→ Exercise goal: Skip the pictures. Transcribe the rest of the data below without changing a word.
-- START --
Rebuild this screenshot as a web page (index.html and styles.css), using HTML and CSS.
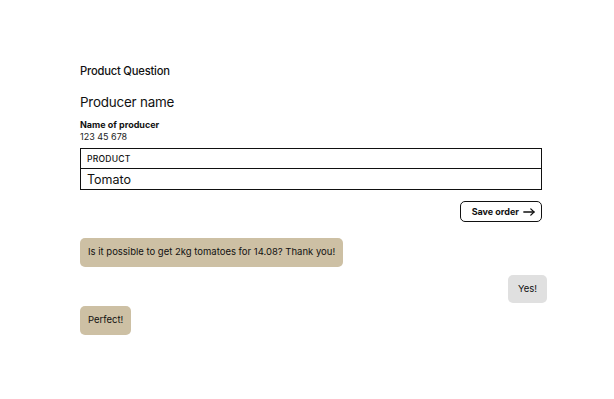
FILE: index.html
```html
<!DOCTYPE html>
<html lang="en">
<head>
    <meta charset="UTF-8">
    <meta name="viewport" content="width=device-width, initial-scale=1.0">
    <title>Product Question</title>
    <link rel="stylesheet" href="styles.css">
</head>
<body>
    <div class="card">
        <h4 class="title">Product Question</h4>
        <h2 class="producer">Producer name</h2>
        <div class="label">Name of producer</div>
        <div class="phone">123 45 678</div>

        <table class="product-table">
            <thead>
                <tr><th>PRODUCT</th></tr>
            </thead>
            <tbody>
                <tr><td>Tomato</td></tr>
            </tbody>
        </table>

        <div class="actions">
            <button class="btn">Save order
                <svg width="12" height="8" viewBox="0 0 12 8" fill="none" stroke="#111" stroke-width="1.3" stroke-linecap="round" stroke-linejoin="round">
                    <path d="M0.8 4H11"/>
                    <path d="M7.8 0.9L11 4L7.8 7.1"/>
                </svg>
            </button>
        </div>

        <div class="chat">
            <div class="msg msg-in">Is it possible to get 2kg tomatoes for 14.08? Thank you!</div>
            <div class="msg msg-out">Yes!</div>
            <div class="msg msg-in">Perfect!</div>
        </div>
    </div>
</body>
</html>
```

FILE: styles.css
```css
* {
    margin: 0;
    padding: 0;
    box-sizing: border-box;
}

body {
    font-family: 'Inter', 'Roboto', sans-serif;
    background: #fff;
    color: #111;
}

.card {
    margin: 44px 0 0 56px;
    width: 506px;
    height: 308px;
    padding: 19px 20px 0 24px;
}

.title {
    font-size: 11.2px;
    line-height: 16px;
    font-weight: 500;
    letter-spacing: -0.2px;
}

.producer {
    margin-top: 13px;
    font-size: 13.4px;
    line-height: 20px;
    font-weight: 400;
    letter-spacing: -0.2px;
}

.label {
    margin-top: 7px;
    font-size: 9px;
    line-height: 12px;
    font-weight: 700;
}

.phone {
    font-size: 9px;
    line-height: 12px;
    color: #222;
}

.product-table {
    margin-top: 5px;
    width: 100%;
    border-collapse: collapse;
}

.product-table th,
.product-table td {
    border: 1px solid #111;
    text-align: left;
    padding: 0 6px;
}

.product-table th {
    height: 20px;
    font-size: 8.6px;
    font-weight: 500;
    letter-spacing: 0.2px;
}

.product-table td {
    height: 21px;
    font-size: 12.5px;
}

.actions {
    display: flex;
    justify-content: flex-end;
    margin-top: 11px;
}

.btn {
    display: flex;
    align-items: center;
    gap: 4px;
    height: 21px;
    padding: 0 6px 0 11px;
    border: 1px solid #111;
    border-radius: 5px;
    background: #fff;
    font-family: inherit;
    font-size: 9px;
    font-weight: 700;
    color: #111;
    cursor: pointer;
}

.chat {
    display: flex;
    flex-direction: column;
    align-items: flex-start;
    margin-top: 16px;
}

.msg {
    font-size: 9.5px;
    line-height: 12px;
    padding: 8px 8px 9px;
    border-radius: 5px;
}

.msg-in {
    background: #cdc0a4;
}

.msg-out {
    align-self: flex-end;
    margin: 8px -5px 3px 0;
    padding: 8px 10px;
    background: #e0e0e0;
}
```
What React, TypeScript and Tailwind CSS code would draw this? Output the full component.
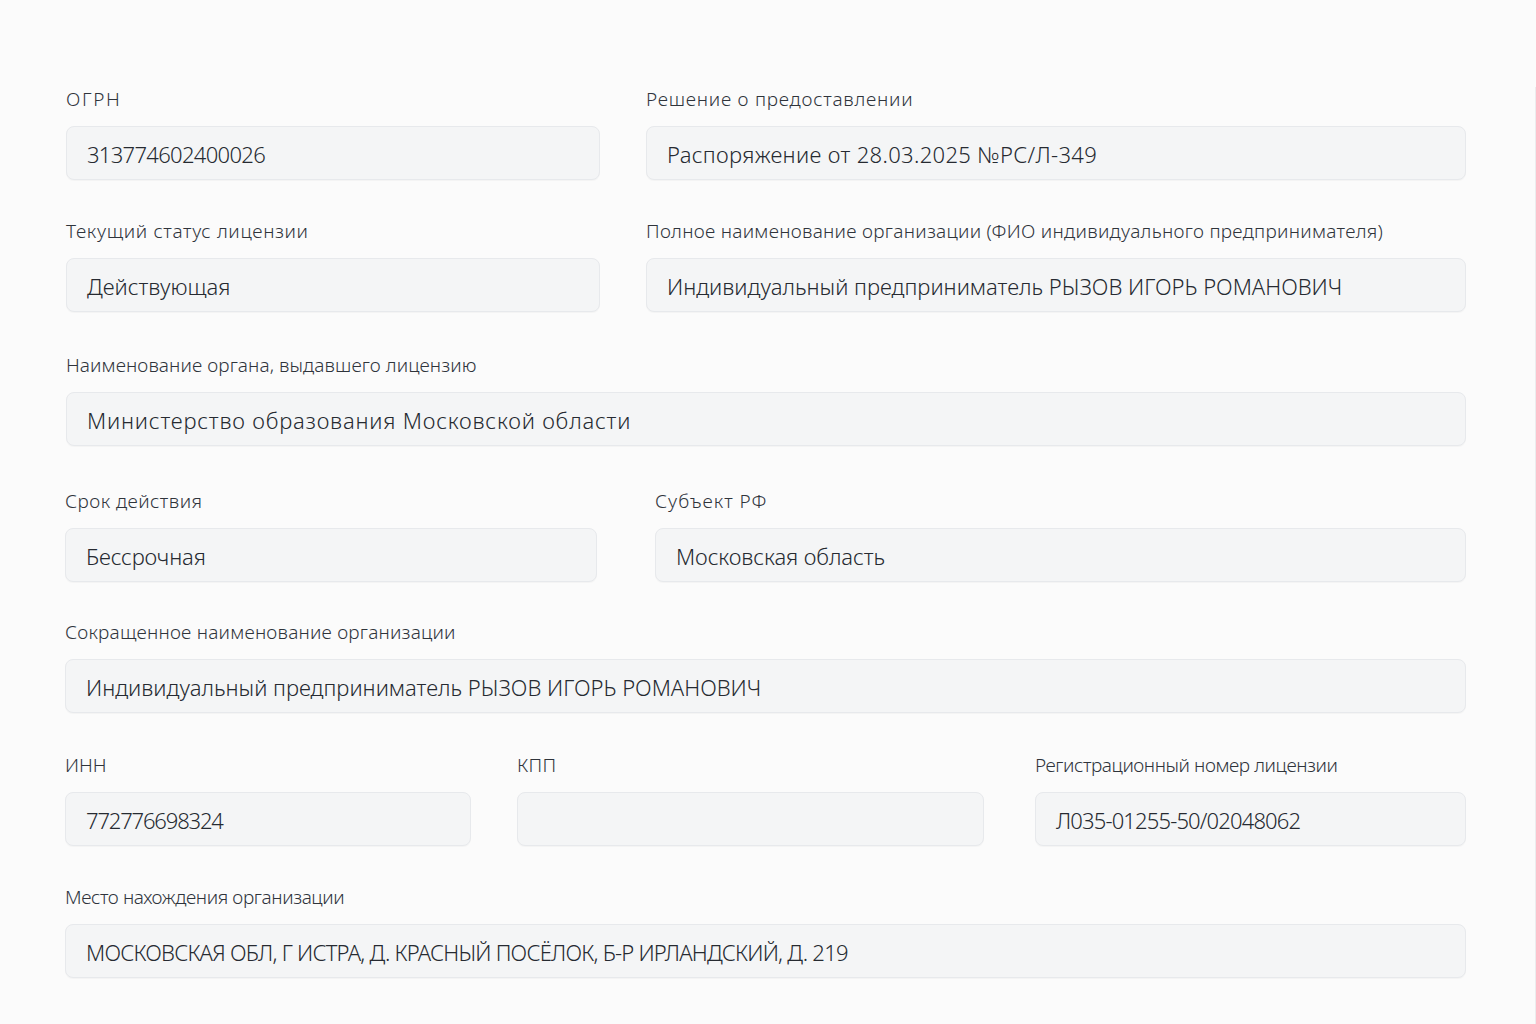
-- END --
→ Solution to this exercise:
Rebuild this screenshot as a web page (index.html and styles.css), using HTML and CSS.
FILE: index.html
```html
<!DOCTYPE html>
<html lang="en">
<head>
    <meta charset="UTF-8">
    <meta name="viewport" content="width=device-width, initial-scale=1.0">
    <title>Product Question</title>
    <link rel="stylesheet" href="styles.css">
</head>
<body>
    <div class="card">
        <h4 class="title">Product Question</h4>
        <h2 class="producer">Producer name</h2>
        <div class="label">Name of producer</div>
        <div class="phone">123 45 678</div>

        <table class="product-table">
            <thead>
                <tr><th>PRODUCT</th></tr>
            </thead>
            <tbody>
                <tr><td>Tomato</td></tr>
            </tbody>
        </table>

        <div class="actions">
            <button class="btn">Save order
                <svg width="12" height="8" viewBox="0 0 12 8" fill="none" stroke="#111" stroke-width="1.3" stroke-linecap="round" stroke-linejoin="round">
                    <path d="M0.8 4H11"/>
                    <path d="M7.8 0.9L11 4L7.8 7.1"/>
                </svg>
            </button>
        </div>

        <div class="chat">
            <div class="msg msg-in">Is it possible to get 2kg tomatoes for 14.08? Thank you!</div>
            <div class="msg msg-out">Yes!</div>
            <div class="msg msg-in">Perfect!</div>
        </div>
    </div>
</body>
</html>
```

FILE: styles.css
```css
* {
    margin: 0;
    padding: 0;
    box-sizing: border-box;
}

body {
    font-family: 'Inter', 'Roboto', sans-serif;
    background: #fff;
    color: #111;
}

.card {
    margin: 44px 0 0 56px;
    width: 506px;
    height: 308px;
    padding: 19px 20px 0 24px;
}

.title {
    font-size: 11.2px;
    line-height: 16px;
    font-weight: 500;
    letter-spacing: -0.2px;
}

.producer {
    margin-top: 13px;
    font-size: 13.4px;
    line-height: 20px;
    font-weight: 400;
    letter-spacing: -0.2px;
}

.label {
    margin-top: 7px;
    font-size: 9px;
    line-height: 12px;
    font-weight: 700;
}

.phone {
    font-size: 9px;
    line-height: 12px;
    color: #222;
}

.product-table {
    margin-top: 5px;
    width: 100%;
    border-collapse: collapse;
}

.product-table th,
.product-table td {
    border: 1px solid #111;
    text-align: left;
    padding: 0 6px;
}

.product-table th {
    height: 20px;
    font-size: 8.6px;
    font-weight: 500;
    letter-spacing: 0.2px;
}

.product-table td {
    height: 21px;
    font-size: 12.5px;
}

.actions {
    display: flex;
    justify-content: flex-end;
    margin-top: 11px;
}

.btn {
    display: flex;
    align-items: center;
    gap: 4px;
    height: 21px;
    padding: 0 6px 0 11px;
    border: 1px solid #111;
    border-radius: 5px;
    background: #fff;
    font-family: inherit;
    font-size: 9px;
    font-weight: 700;
    color: #111;
    cursor: pointer;
}

.chat {
    display: flex;
    flex-direction: column;
    align-items: flex-start;
    margin-top: 16px;
}

.msg {
    font-size: 9.5px;
    line-height: 12px;
    padding: 8px 8px 9px;
    border-radius: 5px;
}

.msg-in {
    background: #cdc0a4;
}

.msg-out {
    align-self: flex-end;
    margin: 8px -5px 3px 0;
    padding: 8px 10px;
    background: #e0e0e0;
}
```
What React, TypeScript and Tailwind CSS code would draw this? Output the full component.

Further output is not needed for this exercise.